O bate-papo segue agradável e com vários comentários reflexivos sobre o mercado de HQs – um privilégio para os ouvintes e fãs daquelas duas lendas vivas. Mas a atmosfera amena logo tem fim, quando um dos entrevistadores insinua que, além de desenhar, Kirby também escrevia as histórias do Quarteto Fantástico.
“Todas as palavras de diálogos nas histórias eram minhas”, Lee retruca. “De todas as histórias”, enfatiza. O entrevistador tenta se explicar para evitar embaraços, mas é interrompido por Kirby: “Posso dizer que escrevi algumas poucas linhas abaixo de cada painel “, e o entrevistador corrobora, afirmando que já tinha visto isso em alguns originais . “Essas notas nunca foram impressas nas revistas, Jack. Seja sincero e admita...”, Stan Lee responde inabalável. “Eu não tinha permissão para escrever”, confessa Kirby.
“Você chegou a ler algumas das histórias depois de impressas , Jack? Acho que nunca fez isso. Eu não acho que tenha lido qualquer uma das minhas histórias. Você estava sempre ocupado desenhando a próxima edição. Nunca leu o gibi depois de pronto”, Stan Lee atesta com firmeza, contrariando a afirmação de que é um sujeito que foge de assuntos comprometedores.
Sempre fui mais preocupado com a ação Stan. Acho que alguém escreve e desenha uma HQ isso é puramente individual. Mas eu acredito que se tivesse oportunidade, você poderia fazer tudo sozinho”, Kirby ironiza. “Jack ninguém tem mais respeito por você do que eu, você sabe bem disso. Mas creio que não sente que os diálogos sejam importantes, e acha que qualquer um pode fazer isso... que o mais importante mesmo é seu desenho. Eu não concordo, mas talvez você esteja certo”, completa Lee.
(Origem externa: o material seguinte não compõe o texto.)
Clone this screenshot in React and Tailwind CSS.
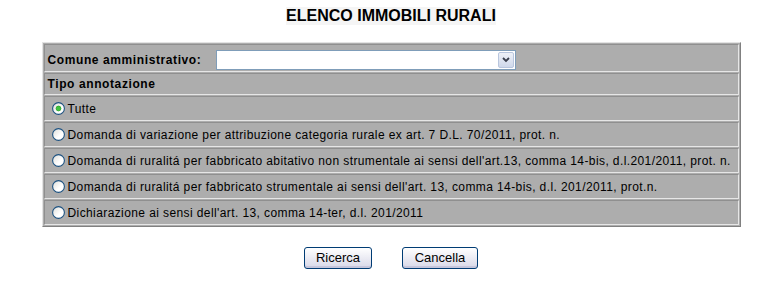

O entrevistador interrompe a conversa que segue por mais algum tempo em outra direção. “Quero dizer mais uma coisa : Jack marcou a cultura americana e, porque não dizer, mundial também. Ele tem de se orgulhar disso. Desejo tudo de bom para ele e para sua esposa Roz. Espero que daqui a uma década eu possa cumprimentá-lo novamente quando ele completar 80 anos. Jack, eu te amo”, declara Lee ao se despedir. “Bem, o mesmo aqui, Stan. Muito obrigado”, responde LKirby sem muita convicção.